Potensi santan yang banyak menjadi daya tarik tersendiri. Perasan keempat arambir banggua masih mengeluarkan santan yang bagus. Padahal, umumnya kelapa dari daerah lain hanya satu sampai dua perasan. Tak hanya itu, arambir banggua juga lebih tahan terhadap jamur.
Desa Batang Gadis dikelilingi ribuan pohon kelapa. Di tengah perkampungan berdiri kokoh gapura “arambir banggua”. Gapura ini sebagai bukti kelapa telah menjadi ikon Desa Batang Gadis.
Abdul Karim, warga Desa Batang Gadis yang dijumpai di salah satu warung kopi di desa itu menuturkan, dia telah memasarkan arambir banggua sejak awal tahun 1960-an. Saat itu, dia mengangkut kelapa dari desanya ke pasar Panyabungan masih menggunakan pedati. Pembeli di pasar langsung memburu kelapanya begitu tahu dia datang dari Desa Batang Gadis. “Tahun 64 saya sudah memasarkan kelapa dari sini,” katanya.
Cara penanaman arambir banggua sama dengan kelapa lainnya. Masuk masa berbuah sekitar tujuh tahun sejak ditanam. Cuma, sejak dulu bibit yang ditanam merupakan bibit pilihan dari pokok kelapa yang ada. Petani memilih kelapa ukuran besar untuk dibibitkan. Metode itu bertahan sampai sekarang.
Karim menceritakan nama arambir banggua diambil dari lokasi persawahan masa dulu, namanya Saba Banggua. Di Mandailing, lokasi persawahan memang punya nama tersendir, misalnya Saba Losung, Saba Biara, Saba Roba, Saba Suluk, Saba Julu, dan Saba Jae.
Dulu, Saba Banggua adalah hamparan sawah sampai suatu ketika tak bisa lagi dimanfaatkan untuk menanam padi karena ketiadaan air. Masyarakat pun mulai menanam kelapa. Ternyata, kelapa yang tumbuh lebih subur dan lebih bagus dari kelapa di sekitarnya.
Sejak saat itu petani di sana menjadikan kebun kelapa sebagai salah satu investasi. Namun, saat ini sedang memasuki masa manyala, sehingga produksi kelapa menurun signifikan. Produksi yang terbatas berbanding terbalik dengan permintaan pasar. Tak ayal harga pun melambung. Satu biji kelapa diharga Rp3.700 sampai Rp4.500. “Dari 500 biji sekarang hanya dapat 200 biji,” sebut Fahmi.
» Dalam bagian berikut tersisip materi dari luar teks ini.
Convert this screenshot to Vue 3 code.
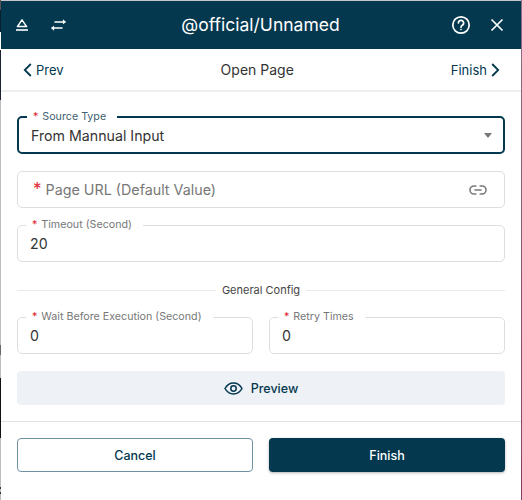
<template>
  <div class="frame">
    <div class="edge-left"></div>
    <div class="panel">
      <header class="topbar">
        <div class="topbar-side">
          <svg class="icon-eject" width="14" height="14" viewBox="0 0 14 14" fill="none" stroke="#fff">
            <path d="M7 1.800 11.600 8.600H2.400Z" stroke-width="1.500" stroke-linejoin="round" />
            <path d="M1 12H13" stroke-width="1.600" />
          </svg>
          <svg class="icon-swap" width="17" height="14" viewBox="0 0 18 14" fill="#fff">
            <path d="M5 4.200h9V2l3.400 2.900L14 7.400V5.600H5z" transform="translate(-.3 -1.100)" />
            <path d="M13 9.800H4V12L.6 9.100 4 6.600v1.800h9z" transform="translate(.3 1.100)" />
          </svg>
        </div>
        <h1 class="title">@official/Unnamed</h1>
        <div class="topbar-side right">
          <svg width="20" height="20" viewBox="0 0 20 20" fill="none" stroke="#fff" stroke-width="1.700">
            <circle cx="10" cy="10" r="8.200" />
            <path d="M7.400 8a2.600 2.600 0 1 1 3.900 2.200c-.9.500-1.300 1-1.300 2" stroke-linecap="round" />
            <circle cx="10" cy="14.500" r=".6" fill="#fff" stroke-width=".6" />
          </svg>
          <svg width="14" height="14" viewBox="0 0 14 14" stroke="#fff" stroke-width="1.700">
            <path d="M1.500 1.500 12.500 12.500M12.500 1.500 1.500 12.500" />
          </svg>
        </div>
      </header>

      <nav class="stepbar">
        <a class="step">
          <svg width="10" height="14" viewBox="0 0 10 14" fill="none" stroke="#03384f" stroke-width="1.800">
            <path d="M7.800 1 1.800 7l6 6" />
          </svg>
          Prev
        </a>
        <span class="step-title">Open Page</span>
        <a class="step">
          Finish
          <svg width="10" height="14" viewBox="0 0 10 14" fill="none" stroke="#03384f" stroke-width="1.800">
            <path d="M2.200 1l6 6-6 6" />
          </svg>
        </a>
      </nav>

      <main class="form">
        <fieldset class="field active">
          <legend><i>*</i>Source Type</legend>
          <div class="value">
            <span>From Mannual Input</span>
            <span class="caret"></span>
          </div>
        </fieldset>

        <div class="field empty">
          <span class="placeholder"><i>*</i>Page URL (Default Value)</span>
          <svg width="18" height="10" viewBox="0 0 18 10" fill="none" stroke="#7a7a7a" stroke-width="1.600">
            <path d="M7.400 1H5a4 4 0 0 0 0 8h2.400M10.600 1H13a4 4 0 0 1 0 8h-2.400M5.400 5h7.200" />
          </svg>
        </div>

        <fieldset class="field">
          <legend><i>*</i>Timeout (Second)</legend>
          <div class="value">20</div>
        </fieldset>

        <div class="divider"><span>General Config</span></div>

        <div class="row">
          <fieldset class="field">
            <legend><i>*</i>Wait Before Execution (Second)</legend>
            <div class="value">0</div>
          </fieldset>
          <fieldset class="field">
            <legend><i>*</i>Retry Times</legend>
            <div class="value">0</div>
          </fieldset>
        </div>

        <button class="preview">
          <svg width="19" height="13" viewBox="0 0 19 13" fill="none" stroke="#03384f" stroke-width="1.500">
            <path d="M1 6.500C3 2.900 6 1 9.500 1S16 2.900 18 6.500C16 10.100 13 12 9.500 12S3 10.100 1 6.500Z" />
            <circle cx="9.500" cy="6.500" r="2.700" />
          </svg>
          Preview
        </button>
      </main>

      <footer class="actions">
        <button class="btn cancel">Cancel</button>
        <button class="btn finish">Finish</button>
      </footer>
    </div>
    <div class="edge-right"></div>
  </div>
</template>

<script setup>
</script>

<style scoped>
.frame {
  display: flex;
  width: 522px;
  height: 500px;
  overflow: hidden;
  background: #fff;
  font-family: Inter, "Liberation Sans", sans-serif;
}

/* bits of the window behind the panel, left in the capture */
.edge-left {
  flex: 0 0 1px;
  background: linear-gradient(
    #555 0 10px,
    #06202d 10px 32px,
    #fff 32px 50px,
    #1c2230 50px 100px,
    #bdbdbd 100px 345px,
    #666 345px 355px,
    #bdbdbd 355px 378px,
    #111 378px 438px,
    #bdbdbd 438px 487px,
    #333 487px 489px,
    #bdbdbd 489px 492px,
    #333 492px 494px,
    #bdbdbd 494px
  );
}

.edge-right {
  flex: 0 0 1px;
  background: linear-gradient(#8e6c88, #8b3f66);
}

.panel {
  flex: 1;
  min-width: 0;
  display: flex;
  flex-direction: column;
  border-top: 1px solid #c9c6cc;
}

.topbar {
  height: 48px;
  flex: none;
  box-sizing: border-box;
  padding: 0 17px 0 14px;
  display: flex;
  align-items: center;
  justify-content: space-between;
  background: #03384f;
  color: #fff;
}

.topbar-side {
  display: flex;
  align-items: center;
  gap: 21px;
  width: 76px;
}

.topbar-side.right {
  justify-content: flex-end;
  gap: 19px;
}

.title {
  margin: 0 0 0 2px;
  font-size: 17.500px;
  font-weight: 400;
  line-height: 24px;
}

.stepbar {
  height: 41px;
  flex: none;
  padding: 0 21px 0 22px;
  display: flex;
  align-items: center;
  justify-content: space-between;
  border-bottom: 2px solid #eeeeee;
}

.step {
  display: flex;
  align-items: center;
  gap: 3px;
  font-size: 13px;
  color: #03384f;
}

.step-title {
  font-size: 14px;
  color: #333;
}

.form {
  padding: 18px 16px 0;
  display: flex;
  flex-direction: column;
}

.field {
  margin: 0 0 17px;
  padding: 0 12px;
  min-width: 0;
  height: 44px;
  box-sizing: border-box;
  border: 1.500px solid #dedede;
  border-radius: 5px;
}

.field legend {
  padding: 0 11px 0 6px;
  margin-left: -4px;
  font-size: 10.700px;
  line-height: 14px;
  color: #777;
  white-space: nowrap;
}

.field i {
  font-style: normal;
  color: #e0242f;
  margin-right: 4px;
}

.field.active {
  border: 2px solid #03384f;
}

.field.active legend {
  color: #3f5f72;
}

.value {
  display: flex;
  align-items: center;
  justify-content: space-between;
  height: 22px;
  font-size: 14.200px;
  color: #333;
}

.caret {
  margin-right: -1px;
  border: 4.500px solid transparent;
  border-top: 5px solid #777;
  border-bottom: 0;
}

.field.empty {
  height: 37px;
  display: flex;
  align-items: center;
  justify-content: space-between;
  padding: 0 17px 0 15px;
  margin-bottom: 10px;
}

.placeholder {
  font-size: 14.300px;
  color: #777;
}

.placeholder i {
  font-size: 17px;
  line-height: 14px;
  margin-right: 4px;
}

.divider {
  margin: 4px 0 13px;
  display: flex;
  align-items: center;
  gap: 6px;
  font-size: 11px;
  color: #444;
}

.divider::before,
.divider::after {
  content: "";
  flex: 1;
  height: 1px;
  background: #e9e9e9;
}

.divider span {
  line-height: 14px;
}

.row {
  display: grid;
  grid-template-columns: 1fr 1fr;
  gap: 16px;
}

.preview {
  height: 34px;
  display: flex;
  align-items: center;
  justify-content: center;
  gap: 8px;
  border: 0;
  border-radius: 4px;
  background: #eef1f5;
  color: #03384f;
  font: 500 12.500px Inter, "Liberation Sans", sans-serif;
}

.actions {
  margin-top: 16px;
  padding: 16px 16px 0;
  display: grid;
  grid-template-columns: 1fr 1fr;
  gap: 16px;
  border-top: 1px solid #e1e1e1;
}

.btn {
  height: 34px;
  border-radius: 4px;
  font: 500 12.500px Inter, "Liberation Sans", sans-serif;
}

.cancel {
  background: #fff;
  color: #03384f;
  border: 1px solid #6f93a5;
}

.finish {
  border: 0;
  background: #03384f;
  color: #fff;
  box-shadow: 0 1px 3px rgba(0, 0, 0, 0.3);
}
</style>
Masa manyala semacam waktu rehat produksi pokok. Berlangsung dalam kurun waktu yang tidak begitu lama. Menyiasati hal itu, masyarakat memanfaatkan lahan di bawah pokok kelapa untuk menanam tanaman muda.
Fahmi, pembibit kelapa di Desa Batang Gadis, mengatakan biasanya satu bibit dijual Rp15 ribu sampai Rp20 ribu. Fluktuasi harga tergantung lama pembibitan. “Tapi, kalau ada yang minta bisa kami bibitkan,” ujarnya.
Berdasarkan pengakuan Fahmi, setiap Senin dan Kamis setidaknya dua truk Colt Disel datang mengangkut kelapa. Di lain itu masih ada beberapa mobil pickup jenis L300 yang datang. Meski demikian, infrastruktur jalan menuju desa ini masih jauh dari kata layak. Pengaspalan terakhir terjadi pada masa pemerintahan almarhum Amru Daulay. Saat itu pun lebih layak disebut pengerasan dibandingkan pengaspalan, karena hanya menyiramkan aspal ke jalan yang telah ditutupi kerikil. Istilah orang di desa itu, aspal kacang. Padahal, jalan yang melintasi Desa Batang Gadis dan Desa Batang Gadis Jae tak lebih dari 5 kilometer.